Wednesday, October 26, 2016

Update on World's Vertebrate Loss

My sense that we are in trouble - big trouble - solidified when I read a report in 2014 that since 1970, humans had wiped out just over 50 percent of all of Earth's non-human vertebrate creatures. 

Intuition tells me (and I am confident I am not wrong) that humans cannot survive on Earth once we have lost all (or virtually all) other vertebrate life, because the life-sustaining functions of our biosphere depend upon ecosystems mostly intact, even if not healthful.

We (some humans) might be able to survive that loss, but it would be just that: survival. My sense is that most will question whether there remains any value in living in a world in that condition. Aside from the sheer physical and health challenges that would result, we would also be reckoning with the moral dilemma of having destroyed so large an amount of living beings. When we consider that all Life is truly One, we will find ourselves living out the final breaths of global suicide.

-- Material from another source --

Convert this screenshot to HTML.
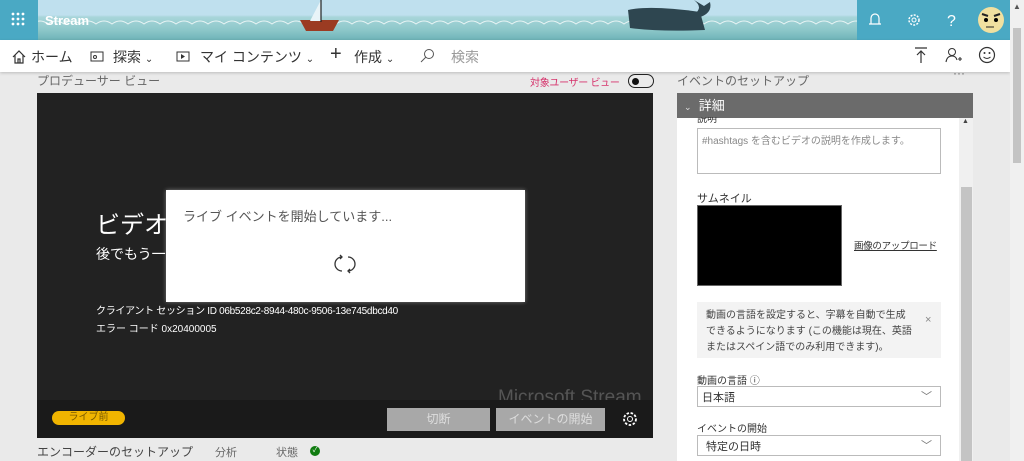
<!DOCTYPE html>
<html><head><meta charset="utf-8"><style>
*{margin:0;padding:0;box-sizing:border-box}
body{width:1024px;height:461px;overflow:hidden;background:#eaeaea;font-family:"Liberation Sans","Noto Sans CJK JP",sans-serif;position:relative;color:#333}
.a{position:absolute}
.hdr{left:0;top:0;width:1010px;height:40px;background:linear-gradient(#bfe0ee 0,#bfe0ee 15px,#a8d6da 17px,#8cc7c9 30px,#6eb3b8 40px)}
.nav{left:0;top:40px;width:1010px;height:32px;background:#fff;box-shadow:0 1px 3px rgba(0,0,0,.2)}
.nav span{position:absolute;top:7px;font-size:14px;color:#333}
.sb{left:1010px;top:0;width:14px;height:461px;background:#f0f0f0}
</style></head><body>
<div class="a hdr"></div>
<svg class="a" style="left:0;top:0" width="1010" height="40">
<path d="M0 24 q8 -6 16 0 q8 -6 16 0 q8 -6 16 0 q8 -6 16 0 q8 -6 16 0 q8 -6 16 0 q8 -6 16 0 q8 -6 16 0 q8 -6 16 0 q8 -6 16 0 q8 -6 16 0 q8 -6 16 0 q8 -6 16 0 q8 -6 16 0 q8 -6 16 0 q8 -6 16 0 q8 -6 16 0 q8 -6 16 0 q8 -6 16 0 q8 -6 16 0 q8 -6 16 0 q8 -6 16 0 q8 -6 16 0 q8 -6 16 0 q8 -6 16 0 q8 -6 16 0 q8 -6 16 0 q8 -6 16 0 q8 -6 16 0 q8 -6 16 0 q8 -6 16 0 q8 -6 16 0 q8 -6 16 0 q8 -6 16 0 q8 -6 16 0 q8 -6 16 0 q8 -6 16 0 q8 -6 16 0 q8 -6 16 0 q8 -6 16 0 q8 -6 16 0 q8 -6 16 0 q8 -6 16 0 q8 -6 16 0 q8 -6 16 0 q8 -6 16 0 q8 -6 16 0 q8 -6 16 0 q8 -6 16 0 q8 -6 16 0 q8 -6 16 0 q8 -6 16 0 q8 -6 16 0 q8 -6 16 0 q8 -6 16 0 q8 -6 16 0 q8 -6 16 0 q8 -6 16 0 q8 -6 16 0 q8 -6 16 0 q8 -6 16 0 q8 -6 16 0 q8 -6 16 0 q8 -6 16 0" fill="none" stroke="#e8f4f4" stroke-width="1"/>
<rect x="0" y="0" width="38" height="40" fill="#4aa9c4"/>
<rect x="857" y="0" width="153" height="40" fill="#4aa9c4"/>
<path d="M300 20 L339 20 L333 31 L306 31Z" fill="#9b3b22"/><path d="M321 0 L321 21 L310 21Z" fill="#e8f4f8"/><line x1="321" y1="0" x2="321" y2="22" stroke="#222" stroke-width="1.2"/>
<path d="M628 10 Q650 5 700 12 L705 30 Q660 32 630 28Z" fill="#2e4650"/><path d="M697 18 Q713 14 710 2 L704 6 L694 0 Q704 8 694 14Z" fill="#2e4650"/>
<g fill="#fff"><circle cx="13" cy="14" r="1.4"/><circle cx="18" cy="14" r="1.4"/><circle cx="23" cy="14" r="1.4"/><circle cx="13" cy="19" r="1.4"/><circle cx="18" cy="19" r="1.4"/><circle cx="23" cy="19" r="1.4"/><circle cx="13" cy="24" r="1.4"/><circle cx="18" cy="24" r="1.4"/><circle cx="23" cy="24" r="1.4"/></g>
<text x="45" y="25" font-size="13" font-weight="bold" fill="#fff" font-family="Liberation Sans">Stream</text>
<path d="M871 24 v-6 a4 4 0 0 1 8 0 v6 z M869 24 h12" fill="none" stroke="#fff" stroke-width="1.2"/>
<circle cx="914" cy="20" r="5" fill="none" stroke="#fff" stroke-width="1.5" stroke-dasharray="2 1.3"/><circle cx="914" cy="20" r="2" fill="none" stroke="#fff"/>
<text x="947" y="26" font-size="16" fill="#fff">?</text>
<circle cx="991" cy="20" r="13" fill="#f0e0a0"/><path d="M982 14 l6 2 M1000 14 l-6 2" stroke="#222" stroke-width="2"/><circle cx="986" cy="20" r="2"/><circle cx="996" cy="20" r="2"/><path d="M986 27 h8" stroke="#222"/>
</svg>
<div class="a nav">
<svg class="a" style="left:11px;top:9px" width="16" height="16"><path d="M2 8 L8 2 L14 8 M4 6 V14 H12 V6 M7 14 V10 H9 V14" fill="none" stroke="#333" stroke-width="1.2"/></svg>
<span style="left:31px">ホーム</span>
<svg class="a" style="left:90px;top:11px" width="14" height="12"><rect x="1" y="1" width="12" height="9" fill="none" stroke="#333"/><circle cx="5" cy="6" r="1.5" fill="none" stroke="#333"/></svg>
<span style="left:113px">探索 <small style="font-size:10px">⌄</small></span>
<svg class="a" style="left:176px;top:11px" width="14" height="12"><rect x="1" y="1" width="12" height="9" fill="none" stroke="#333"/><path d="M5 3 L9 5.5 L5 8Z" fill="#333"/></svg>
<span style="left:200px">マイ コンテンツ <small style="font-size:10px">⌄</small></span>
<span style="left:330px;top:3px;font-size:20px;font-weight:300">+</span>
<span style="left:354px">作成 <small style="font-size:10px">⌄</small></span>
<svg class="a" style="left:419px;top:8px" width="16" height="16"><circle cx="10" cy="6" r="4.5" fill="none" stroke="#555"/><path d="M7 9 L2 14" stroke="#555"/></svg>
<span style="left:451px;color:#999">検索</span>
<svg class="a" style="left:913px;top:6px" width="16" height="18"><path d="M2 2 H14 M8 5 V17 M4 9 L8 5 L12 9" fill="none" stroke="#333" stroke-width="1.2"/></svg>
<svg class="a" style="left:945px;top:6px" width="18" height="18"><circle cx="7" cy="6" r="3.5" fill="none" stroke="#333"/><path d="M1 16 Q2 10 7 10 Q11 10 12 14 M13 13 h4 M15 11 v4" fill="none" stroke="#333" stroke-width="1.1"/></svg>
<svg class="a" style="left:978px;top:6px" width="18" height="18"><circle cx="9" cy="9" r="7.5" fill="none" stroke="#333" stroke-width="1.2"/><circle cx="6.5" cy="7" r="1" fill="#333"/><circle cx="11.5" cy="7" r="1" fill="#333"/><path d="M5.5 11 Q9 14 12.5 11" fill="none" stroke="#333"/></svg>
</div>
<div class="a sb"><div class="a" style="left:3px;top:2px;font-size:8px;color:#555">▲</div><div class="a" style="left:3px;top:28px;width:8px;height:135px;background:#c4c4c4"></div></div>

<div class="a" style="left:37px;top:72px;font-size:12px;color:#666">プロデューサー ビュー</div>
<div class="a" style="left:530px;top:74px;font-size:10px;color:#d6336c;letter-spacing:-0.3px">対象ユーザー ビュー</div>
<div class="a" style="left:628px;top:74px;width:26px;height:14px;border:1.5px solid #222;border-radius:8px"><div class="a" style="left:3px;top:2.5px;width:7px;height:7px;border-radius:50%;background:#111"></div></div>

<div class="a" style="left:37px;top:93px;width:616px;height:345px;background:#222"></div>
<div class="a" style="left:498px;top:387px;font-size:19px;color:#555">Microsoft Stream</div>
<div class="a" style="left:37px;top:400px;width:616px;height:38px;background:#1a1a1a"></div>
<div class="a" style="left:96px;top:205px;font-size:24px;color:#fff">ビデオの</div>
<div class="a" style="left:96px;top:244px;font-size:14px;color:#fff">後でもう一度</div>
<div class="a" style="left:96px;top:302px;font-size:10px;color:#fff;letter-spacing:-0.3px">クライアント セッション ID 06b528c2-8944-480c-9506-13e745dbcd40</div>
<div class="a" style="left:96px;top:320px;font-size:10px;color:#fff">エラー コード 0x20400005</div>
<div class="a" style="left:52px;top:411px;width:73px;height:14px;background:#f0b400;border-radius:7px;font-size:10px;color:#7a5a00;text-align:center;line-height:14px">ライブ前</div>
<div class="a" style="left:387px;top:408px;width:103px;height:23px;background:#a8a8a8;font-size:12px;color:#ddd;text-align:center;line-height:23px">切断</div>
<div class="a" style="left:496px;top:408px;width:109px;height:23px;background:#a8a8a8;font-size:12px;color:#ddd;text-align:center;line-height:23px">イベントの開始</div>
<svg class="a" style="left:621px;top:410px" width="18" height="18"><circle cx="9" cy="9" r="6" fill="none" stroke="#fff" stroke-width="1.8" stroke-dasharray="2.5 1.6"/><circle cx="9" cy="9" r="2.5" fill="none" stroke="#fff"/></svg>

<div class="a" style="left:166px;top:190px;width:359px;height:112px;background:#fff;box-shadow:0 0 4px rgba(255,255,255,.4)"></div>
<div class="a" style="left:183px;top:206px;font-size:13px;color:#555">ライブ イベントを開始しています...</div>
<svg class="a" style="left:334px;top:253px" width="22" height="22"><path d="M8 4 A7 7 0 0 0 8 18 M14 4 A7 7 0 0 1 14 18 M6 2 L8 4 L6 6 M16 20 L14 18 L16 16" fill="none" stroke="#333" stroke-width="1.3"/></svg>

<div class="a" style="left:37px;top:443px;font-size:12px;color:#444">エンコーダーのセットアップ</div>
<div class="a" style="left:215px;top:444px;font-size:11px;color:#666">分析</div>
<div class="a" style="left:276px;top:444px;font-size:11px;color:#666">状態</div>
<div class="a" style="left:310px;top:446px;width:10px;height:10px;border-radius:50%;background:#107c10;color:#fff;font-size:7px;text-align:center;line-height:10px">✓</div>

<div class="a" style="left:677px;top:72px;font-size:12px;color:#666">イベントのセットアップ</div>
<div class="a" style="left:953px;top:66px;font-size:12px;color:#666">···</div>
<div class="a" style="left:677px;top:117px;width:282px;height:344px;background:#fff"></div>
<div class="a" style="left:959px;top:117px;width:14px;height:344px;background:#f0f0f0"><div class="a" style="left:3px;top:1px;font-size:7px;color:#444">▲</div><div class="a" style="left:2px;top:70px;width:11px;height:274px;background:#c4c4c4"></div></div>
<div class="a" style="left:677px;top:93px;width:296px;height:25px;background:#6b6b6b;color:#fff;font-size:13px;line-height:25px;padding-left:7px"><span style="font-size:9px;color:#ddd">⌄</span>&nbsp; 詳細</div>
<div class="a" style="left:697px;top:117px;font-size:10px;color:#333;height:8px;overflow:hidden;line-height:6px">説明</div>
<div class="a" style="left:697px;top:128px;width:244px;height:46px;border:1px solid #bbb;font-size:10px;color:#888;padding:3px 4px">#hashtags を含むビデオの説明を作成します。</div>
<div class="a" style="left:697px;top:190px;font-size:11px;color:#333">サムネイル</div>
<div class="a" style="left:697px;top:205px;width:145px;height:81px;background:#000;border:1px solid #666"></div>
<div class="a" style="left:854px;top:238px;font-size:9.5px;color:#333;text-decoration:underline;letter-spacing:-0.3px">画像のアップロード</div>
<div class="a" style="left:697px;top:302px;width:244px;height:56px;background:#f3f3f3;font-size:10px;color:#444;padding:6px 28px 6px 9px;line-height:16px">動画の言語を設定すると、字幕を自動で生成できるようになります (この機能は現在、英語またはスペイン語でのみ利用できます)。</div>
<div class="a" style="left:925px;top:314px;font-size:11px;color:#888">×</div>
<div class="a" style="left:697px;top:372px;font-size:10px;color:#333">動画の言語 ⓘ</div>
<div class="a" style="left:697px;top:386px;width:244px;height:21px;border:1px solid #bbb;font-size:11px;color:#333;padding:2px 4px">日本語<span style="position:absolute;right:8px;top:1px;color:#777">﹀</span></div>
<div class="a" style="left:697px;top:420px;font-size:10px;color:#333">イベントの開始</div>
<div class="a" style="left:697px;top:435px;width:244px;height:21px;border:1px solid #bbb;font-size:11px;color:#333;padding:2px 8px">特定の日時<span style="position:absolute;right:8px;top:1px;color:#777">﹀</span></div>
</body></html>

My "Doomsday Dharma" (my proposal that we ought to begin to stop trying to "save" the world and begin to learn to love and care for one another as we find ourselves in this hospice situation together) was predicated on this group’s 2014 report about the loss of 1/2 of the earth’s vertebrates. Today's update predicts a much more rapid die-off than I had envisioned just two years ago. 

This October 2016 report suggests that we will lose fully 2/3 of all vertebrate life as soon as only 3 years from now! That is much more rapid than even my own most dismal assessments, where I had calculated maybe 30 to 40 years for total vertebrate loss. Based upon this new report (assuming current trend in rate of loss), the most generous projection for a habitable Earth may be down to 25 or fewer years.

Shocking. Sad. 

And a wake-up call to begin learning to love and care for one another now more than at any other time in human history.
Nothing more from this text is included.